Members of the Royal Family tend to, and Prince Edward particularly, tend to shade in and out of being ordinary people and royal people. They will put on their airs and graces as being royal and then they want to be everyman, to be ordinary, and Prince Edward is a classic example of this. He's a TV producer, a theatrical impresario, and he wants to be treated as Mr. Windsor but when the going gets rough he wants to be treated like a member of the Royal Family and this was the problem that he faced when he was in the Royal Marines, that one minute he wanted to be royal, the next minute he wanted to be an ordinary chap, and I'm afraid they can't do it.

q:  Was that also the problem with the Royal Knockout?

a:  There were a number of factors behind the Royal Knockout. One was the fact that one newspaper had total exclusivity of the pictures, so there's a degree of competition to get some kind of photographic image of what was really going on. Secondly there was this whole scene of the Royal Family behaving in a way that was totally alien to the way that you normally saw them and in the kind of the tension of the time when you were actually looking at Princess Anne you can actually see - and maybe I'm extrapolating from this - in her body language she was saying to the world I want to be somewhere else. I want to be a million miles away from this. And when, I remember Stuart Hall trying to put his arm round her and she shrank back in horror. And she was obviously aware that this whole event was doom laden. The Duke and Duchess of York were having a great old time. They were throwing sugar at each other, fruit at each other, behaving in precisely the same way that the Royal Family do behave behind closed door, this upper class, bread roll throwing family, but they were doing it in public and so we were getting a real vivid glimpse of how they really behave when the gates are open.

q:  So, can you sum up sort of your view of the inflated prestige, if you like, of the Royal Family during the eighties.

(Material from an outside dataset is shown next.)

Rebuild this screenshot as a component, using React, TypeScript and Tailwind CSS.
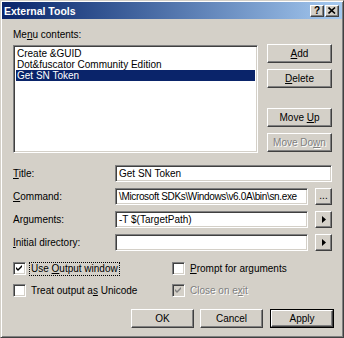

a:  The high point of the Queen's reign is possibly the Silver Jubilee of 1977. That's when they were at their height as a domestic royal family. The 1980s turned them into an international family thanks to the arrival of Diana and this bull's generation of young Royals - Prince Andrew, The Duchess of York and so on. And what happened was that they were rather like a stock, rather like IBM. Their stock went up and up and up and when the balloon burst their stock went plummeting to the ground. And I think that it's the very fact that they were seen in this international way that they lost the roots of where they were and they were judged and they were given access to television. They were treated in a very uncritical way by the mass media. They were lauded. They were lionized and they had, in both legal terms and constitutional terms they enjoyed the greatest privileges and the fewest responsibilities at any time in the House of Windsor. And it's fascinating as a historian really that at the time of many royal houses, at the time of their greatest seeming triumph is the moment when they come crashing to the ground.

q:  But how important was our own, our own professions, if you want to call them that, of television and the press in building them up and giving them an perhaps an unrealistic sense of their own popularity?

a:  I would argue that television and particularly the BBC were instrumental in puffing up the Royal Family to a level where they were inflated out of all, all proportion to their relevance on the national scene. The very fact that Prince Charles was acting almost like an unofficial member of the opposition and at the time almost like the opposition leader, was a case in point. The very fact that the broad sheet newspapers, which should really look at public importance stories, never once investigated or analyzed the House of Windsor or the implications for the future of Britain of our constitutional monarchy was another example. The fact that the tabloids by and large wanted to maintain and expand the fairy tale all helped to keep Buckingham Palace with a sense that nothing could ever go wrong that they were riding on the crest of a wave and that everything was fine and yet inside the House of Windsor the whole thing was collapsing around their ears.

q:  Now what did the Princess of Wales media appeal if you like, the fact that she was the Number One cover girl in the world do for her status, I mean status and a kind of hierarchy within the House of Windsor? Forget about her personal problems for a minute.

a:  Diana's status inside the House of Windsor was that of the Princess of Wales and she technically was Number Two to Prince Charles and that's where some of the problems lay because she was, she really should have been in the shadows and ironically she was the super star. Prince Charles was the man who was used to playing as it were leading the bill in the House of Windsor. Diana should have been playing second fiddle... In terms of the 1980s Diana's position was very ambivalent. Inside the House of Windsor she was just she was a member of the Royal Family. She was not the super star. She was not seen as the super star. Prince Charles was the one upon which everyone directed their attention and yet to the mass media, to the public, Diana was the super star and for her there was this incredible dichotomy going on all the time. She was lauded and lionized outside Kensington Palace. She was treated as a second-class, third-class citizen inside Buckingham Palace and that's where the problem lay, not just for her but for the Duchess of York.

q:  Well what about for other members of the Royal Family like the people running the main Press Office and so on and so forth? I mean what did that do for them because they were supposed to be representing all of them?

a:  I felt very sorry for people in the Press Office because they knew the hierarchy inside Buckingham Palace. They knew that Diana's position was not that of the super star. She was just a member of the Royal Family and yet they were having to deal with endless requests for interviews and so on and so forth and that, and so that put them in an invidious position. But the stark reality is that the public want to know about Royal women and not about Royal men. Whereas inside the Royal Family, apart from the Queen, it's the Royal men who rule the roost.